Keep only those lines of the records that include the string "React".

Entries with page source code

▬▬▬

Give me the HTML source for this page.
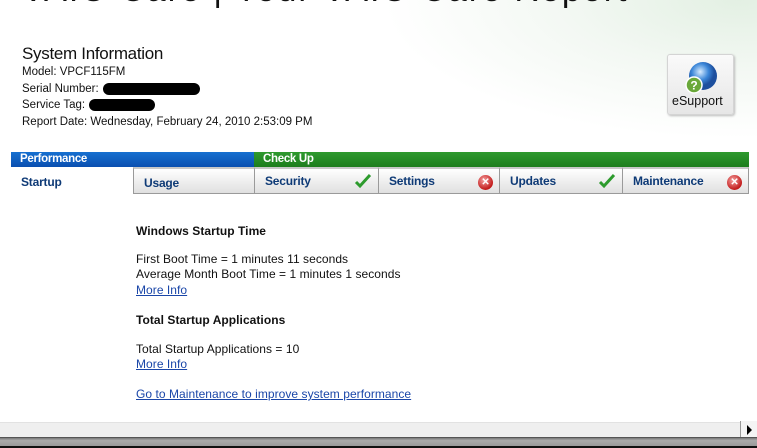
<!DOCTYPE html>
<html><head><meta charset="utf-8"><style>
*{margin:0;padding:0;box-sizing:border-box}
body{width:757px;height:448px;overflow:hidden;background:#fff;font-family:"Liberation Sans",sans-serif;position:relative;color:#000}
.bg{position:absolute;left:380px;top:0;width:400px;height:140px;background:radial-gradient(ellipse at 90% 0%,#e3f0e3 0%,#f3f8f3 35%,#fff 70%)}
.t{position:absolute;white-space:nowrap}
.title{left:22px;top:-29px;font-size:34px;letter-spacing:2px;color:#111}
.si{left:22px;top:44px;font-size:17px;letter-spacing:-0.3px;color:#111}
.info{left:22px;font-size:11.5px;letter-spacing:0px;color:#111}
.blk{position:absolute;background:#000;border-radius:7px;height:12px}
.es{position:absolute;left:667px;top:54px;width:67px;height:61px;border:1px solid #d4d4d4;border-radius:3px;background:linear-gradient(#fafafa,#e6e6e6);box-shadow:1px 1px 2px #bbb}
.row1{position:absolute;top:152px;height:15px;color:#fff;font-weight:bold;font-size:11.5px;letter-spacing:-0.3px;padding:1px 0 0 9px}
.tab{position:absolute;top:167px;height:27px;border:1px solid #9a9a9a;border-top:2px solid #c8c8c8;background:linear-gradient(#fff,#ececec 60%,#e0e0e0);font-weight:bold;font-size:12px;letter-spacing:-0.2px;color:#0e3a76;padding:5px 0 0 10px}
.ok{position:absolute;right:6px;top:4px}
.x{position:absolute;right:6px;top:6px;width:15px;height:15px;border-radius:50%;background:radial-gradient(circle at 40% 35%,#f5a0a0,#c21a1a 70%);color:#fff;font-size:10px;text-align:center;line-height:15px}
.c{left:136px;font-size:12px;letter-spacing:0.05px;color:#111}
.b{font-weight:bold}
a{color:#1a46a8;text-decoration:underline}
</style></head><body>
<div class="bg"></div>
<div class="t title">VAIO Care | Your VAIO Care Report</div>
<div class="t si">System Information</div>
<div class="t info" style="top:66px">Model: VPCF115FM</div>
<div class="t info" style="top:83px">Serial Number:</div>
<div class="blk" style="left:103px;top:83px;width:97px"></div>
<div class="t info" style="top:99px">Service Tag:</div>
<div class="blk" style="left:89px;top:99px;width:66px"></div>
<div class="t info" style="top:116px">Report Date: Wednesday, February 24, 2010 2:53:09 PM</div>
<div class="es">
<svg style="position:absolute;left:15px;top:5px" width="36" height="36" viewBox="0 0 36 36"><defs><radialGradient id="g" cx="40%" cy="35%"><stop offset="0" stop-color="#d8ecff"/><stop offset=".6" stop-color="#3b86d8"/><stop offset="1" stop-color="#1d4f9e"/></radialGradient></defs><circle cx="20" cy="16" r="14" fill="url(#g)"/><circle cx="11" cy="25" r="8" fill="#6aa83a" stroke="#fff" stroke-width="1.5"/><text x="11" y="29.5" font-size="12" font-weight="bold" fill="#fff" text-anchor="middle" font-family="Liberation Sans">?</text></svg>
<div class="t" style="left:4px;top:39px;font-size:12.5px;color:#111">eSupport</div>
</div>
<div class="row1" style="left:11px;width:243px;background:linear-gradient(#1670d0,#0a4fb0)">Performance</div>
<div class="row1" style="left:254px;width:495px;background:linear-gradient(#2f9a2f,#1d7d1d)">Check Up</div>
<div class="tab" style="left:11px;width:122px;background:#fff;border:none;padding-top:8px">Startup</div>
<div class="tab" style="left:133px;width:122px;padding-top:7px">Usage</div>
<div class="tab" style="left:254px;width:125px">Security<svg class="ok" width="18" height="16" viewBox="0 0 18 16"><path d="M2 9 L6 13 L16 2" stroke="#2d9b2d" stroke-width="3" fill="none"/></svg></div>
<div class="tab" style="left:378px;width:122px">Settings<div class="x">✕</div></div>
<div class="tab" style="left:499px;width:124px">Updates<svg class="ok" width="18" height="16" viewBox="0 0 18 16"><path d="M2 9 L6 13 L16 2" stroke="#2d9b2d" stroke-width="3" fill="none"/></svg></div>
<div class="tab" style="left:622px;width:127px">Maintenance<div class="x">✕</div></div>
<div class="t c b" style="top:224px">Windows Startup Time</div>
<div class="t c" style="top:252px">First Boot Time = 1 minutes 11 seconds</div>
<div class="t c" style="top:267px">Average Month Boot Time = 1 minutes 1 seconds</div>
<div class="t c" style="top:283px"><a>More Info</a></div>
<div class="t c b" style="top:313px">Total Startup Applications</div>
<div class="t c" style="top:342px">Total Startup Applications = 10</div>
<div class="t c" style="top:357px"><a>More Info</a></div>
<div class="t c" style="top:387px"><a>Go to Maintenance to improve system performance</a></div>
<div style="position:absolute;left:0;top:422px;width:757px;height:15px;background:#efefef;border-top:1px solid #e2e2e2"></div>
<div style="position:absolute;left:740px;top:421px;width:17px;height:17px;border-left:1px solid #999;background:#f4f4f4"></div>
<div style="position:absolute;left:747px;top:425px;width:0;height:0;border-left:5px solid #000;border-top:5px solid transparent;border-bottom:5px solid transparent"></div>
<div style="position:absolute;left:0;top:437px;width:757px;height:9px;background:linear-gradient(#777,#aaa 30%,#999);border-top:1px solid #555"></div>
<div style="position:absolute;left:0;top:446px;width:757px;height:2px;background:#111"></div>
</body></html>
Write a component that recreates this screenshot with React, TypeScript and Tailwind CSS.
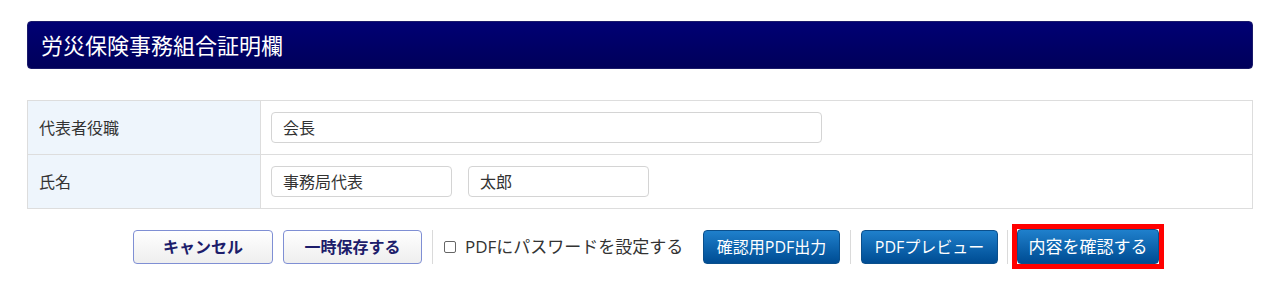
import React from "react";

const font = { fontFamily: '"Open Sans", "Noto Sans CJK JP", sans-serif' };

function WhiteButton({ children, w }: { children: React.ReactNode; w: string }) {
  return (
    <button
      className={`${w} h-[34px] shrink-0 rounded-[4px] border border-[#7f8fd4] bg-gradient-to-b from-[#ffffff] to-[#eeeeee] text-[16px] font-bold text-[#1d1d6b] flex items-center justify-center`}
    >
      {children}
    </button>
  );
}

function BlueButton({ children, w, cls = "" }: { children: React.ReactNode; w: string; cls?: string }) {
  return (
    <button
      className={`${w} shrink-0 rounded-[4px] border border-[#0a4f8c] bg-gradient-to-b from-[#1f80cc] to-[#004c93] text-white flex items-center justify-center ${cls}`}
    >
      {children}
    </button>
  );
}

function Sep() {
  return <div className="w-px h-[34px] bg-[#dadada] shrink-0" />;
}

export default function App() {
  return (
    <div className="bg-white w-[1280px] h-[283px] px-[27px] pt-[21px]" style={font}>
      <div className="h-[48px] rounded-[4px] bg-gradient-to-b from-[#000074] to-[#00005a] border border-[#1a1a6a] flex items-center pl-[13px] text-white text-[22px]">
        労災保険事務組合証明欄
      </div>

      <div className="mt-[31px] border border-[#dddddd]">
        <div className="grid grid-cols-[233px_1fr] h-[54px] border-b border-[#dddddd]">
          <div className="bg-[#eef5fc] border-r border-[#dddddd] flex items-center pl-[11px] text-[16px] text-[#333333]">
            代表者役職
          </div>
          <div className="flex items-center pl-[10px]">
            <div className="w-[551px] h-[31px] rounded-[4px] border border-[#d4d4d4] flex items-center px-[11px] text-[16px] text-[#333333]">
              会長
            </div>
          </div>
        </div>
        <div className="grid grid-cols-[233px_1fr] h-[53px]">
          <div className="bg-[#eef5fc] border-r border-[#dddddd] flex items-center pl-[11px] text-[16px] text-[#333333]">
            氏名
          </div>
          <div className="flex items-center pl-[10px] gap-[16px]">
            <div className="w-[181px] h-[31px] rounded-[4px] border border-[#d4d4d4] flex items-center px-[11px] text-[16px] text-[#333333]">
              事務局代表
            </div>
            <div className="w-[181px] h-[31px] rounded-[4px] border border-[#d4d4d4] flex items-center px-[11px] text-[16px] text-[#333333]">
              太郎
            </div>
          </div>
        </div>
      </div>

      <div className="mt-[15px] flex items-center justify-center pl-[17px]">
        <WhiteButton w="w-[140px]">キャンセル</WhiteButton>
        <div className="w-[10px] shrink-0" />
        <WhiteButton w="w-[139px]">一時保存する</WhiteButton>
        <div className="w-[10px] shrink-0" />
        <Sep />
        <div className="w-[11px] shrink-0" />
        <label className="w-[259px] shrink-0 flex items-center text-[17px] text-[#333333] whitespace-nowrap">
          <span className="w-[12px] h-[12px] border border-[#666666] rounded-[2px] bg-white shrink-0" />
          <span className="ml-[9px]">PDFにパスワードを設定する</span>
        </label>
        <BlueButton w="w-[137px]" cls="h-[34px] text-[16px]">確認用PDF出力</BlueButton>
        <div className="w-[10px] shrink-0" />
        <Sep />
        <div className="w-[10px] shrink-0" />
        <BlueButton w="w-[137px]" cls="h-[34px] text-[16px]">PDFプレビュー</BlueButton>
        <div className="w-[9px] shrink-0" />
        <Sep />
        <div className="w-[4px] shrink-0" />
        <div className="border-[5px] border-[#ff0000] shrink-0 flex">
          <BlueButton w="w-[142px]" cls="h-[35px] text-[17px]">
            内容を確認する
          </BlueButton>
        </div>
      </div>
    </div>
  );
}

▬▬▬

## [Complete output]
Write a component that recreates this screenshot with React, TypeScript and Tailwind CSS.
import React from "react";
function WhiteButton({ children, w }: { children: React.ReactNode; w: string }) {
function BlueButton({ children, w, cls = "" }: { children: React.ReactNode; w: string; cls?: string }) {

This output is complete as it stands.